Report each line of the data that includes the word "components".

##### Data provided

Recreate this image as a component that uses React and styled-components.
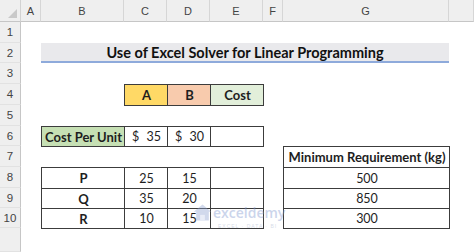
import React from "react";
import styled, { createGlobalStyle } from "styled-components";

const GlobalStyle = createGlobalStyle`
  html, body {
    margin: 0;
    padding: 0;
    background: #ffffff;
  }
  body {
    font-family: Lato, "Open Sans", "Liberation Sans", sans-serif;
    color: #1e1e1e;
  }
`;

//sheet layout
const Sheet = styled.div`
  position: relative;
  width: 474px;
  height: 252px;
  overflow: hidden;
  display: grid;
  grid-template-columns: 21px 20px 83px 43px 43px 53px 20px 166px 1fr;
  grid-template-rows: 22px 21px 20px 21px 21px 21px 20px 21px 21px 20px 20px 1fr;
  background: #ffffff;
`;

const Corner = styled.div`
  grid-column: 1;
  grid-row: 1;
  background: #efefef;
  border-right: 1px solid #d2d2d2;
  border-bottom: 1px solid #c6c6c6;
  position: relative;
  &::after {
    content: "";
    position: absolute;
    right: 3px;
    bottom: 3px;
    border-style: solid;
    border-width: 0 0 9px 9px;
    border-color: transparent transparent #c9c9c9 transparent;
  }
`;

const ColHead = styled.div`
  grid-column: ${(p) => p.$col};
  grid-row: 1;
  background: #efefef;
  border-right: 1px solid #d6d6d6;
  border-bottom: 1px solid #c6c6c6;
  display: flex;
  align-items: center;
  justify-content: center;
  font-family: "Liberation Sans", Arial, sans-serif;
  font-size: 11px;
  color: #444;
  padding-top: 1px;
`;

const RowHead = styled.div`
  grid-column: 1;
  grid-row: ${(p) => p.$row};
  background: #efefef;
  border-right: 1px solid #c6c6c6;
  border-bottom: 1px solid #e2e2e2;
  display: flex;
  align-items: center;
  justify-content: center;
  font-family: "Liberation Sans", Arial, sans-serif;
  font-size: 11.5px;
  color: #444;
`;

const Title = styled.div`
  grid-column: 3 / 9;
  grid-row: 3;
  background: #e9e9ec;
  border-bottom: 2px solid #8eaadb;
  display: flex;
  align-items: center;
  justify-content: center;
  font-weight: 700;
  font-size: 14.5px;
  color: #111;
`;

const Cell = styled.div`
  grid-column: ${(p) => p.$col};
  grid-row: ${(p) => p.$row};
  margin: 0 -1px -1px 0;
  border: 1px solid #3c3c3c;
  background: ${(p) => p.$bg || "#ffffff"};
  display: flex;
  align-items: center;
  justify-content: ${(p) => p.$align || "center"};
  font-weight: ${(p) => (p.$bold ? 700 : 400)};
  font-size: ${(p) => (p.$bold ? "13px" : "12.5px")};
  color: #1e1e1e;
  padding: 0 6px 0 7px;
  white-space: nowrap;
`;

const Dollar = styled.span`
  flex: 1;
`;

//watermark
const Mark = styled.div`
  position: absolute;
  left: 193px;
  top: 203px;
  display: flex;
  flex-direction: column;
  align-items: flex-start;
  opacity: 0.4;
  pointer-events: none;
`;

const MarkTop = styled.div`
  display: flex;
  align-items: center;
  gap: 1px;
`;

const MarkName = styled.span`
  font-family: "Open Sans", Lato, sans-serif;
  font-size: 14px;
  font-weight: 600;
  color: #7f97cf;
  line-height: 16px;
`;

const MarkSub = styled.span`
  margin: 1px 0 0 25px;
  font-family: "Liberation Sans", Arial, sans-serif;
  font-size: 5px;
  letter-spacing: 1px;
  color: #9aa9c8;
`;

const House = () => (
  <svg width="19" height="19" viewBox="0 0 24 24">
    <path d="M12 2 L23 11 L20 11 L20 22 L4 22 L4 11 L1 11 Z" fill="#8ea2d2" />
    <path d="M9 22 L9 15 L15 15 L15 22 Z" fill="#c9d3ec" />
  </svg>
);

const cols = ["A", "B", "C", "D", "E", "F", "G", ""];
const rows = [1, 2, 3, 4, 5, 6, 7, 8, 9, 10, ""];

const items = [
  { name: "P", a: 25, b: 15 },
  { name: "Q", a: 35, b: 20 },
  { name: "R", a: 10, b: 15 }
];
const needs = [500, 850, 300];

export default function App() {
  return (
    <>
      <GlobalStyle />
      <Sheet>
        <Corner />
        {cols.map((c, i) => (
          <ColHead key={i} $col={i + 2}>
            {c}
          </ColHead>
        ))}
        {rows.map((r, i) => (
          <RowHead key={i} $row={i + 2}>
            {r}
          </RowHead>
        ))}

        <Title>Use of Excel Solver for Linear Programming</Title>

        <Cell $col={4} $row={5} $bg="#ffd966" $bold>
          A
        </Cell>
        <Cell $col={5} $row={5} $bg="#f8cbad" $bold>
          B
        </Cell>
        <Cell $col={6} $row={5} $bg="#e2efda" $bold>
          Cost
        </Cell>

        <Cell $col={3} $row={7} $bg="#c6e0b4" $bold>
          Cost Per Unit
        </Cell>
        <Cell $col={4} $row={7} $align="space-between">
          <Dollar>$</Dollar>35
        </Cell>
        <Cell $col={5} $row={7} $align="space-between">
          <Dollar>$</Dollar>30
        </Cell>
        <Cell $col={6} $row={7} />

        {items.map((it, i) => (
          <React.Fragment key={it.name}>
            <Cell $col={3} $row={i + 9} $bold>
              {it.name}
            </Cell>
            <Cell $col={4} $row={i + 9}>
              {it.a}
            </Cell>
            <Cell $col={5} $row={i + 9}>
              {it.b}
            </Cell>
            <Cell $col={6} $row={i + 9} />
          </React.Fragment>
        ))}

        <Cell $col={8} $row={8} $bold>
          Minimum Requirement (kg)
        </Cell>
        {needs.map((n, i) => (
          <Cell key={n} $col={8} $row={i + 9}>
            {n}
          </Cell>
        ))}

        <Mark>
          <MarkTop>
            <House />
            <MarkName>exceldemy</MarkName>
          </MarkTop>
          <MarkSub>EXCEL · DATA · BI</MarkSub>
        </Mark>
      </Sheet>
    </>
  );
}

##########

• **Final result**
Recreate this image as a component that uses React and styled-components.
import styled, { createGlobalStyle } from "styled-components";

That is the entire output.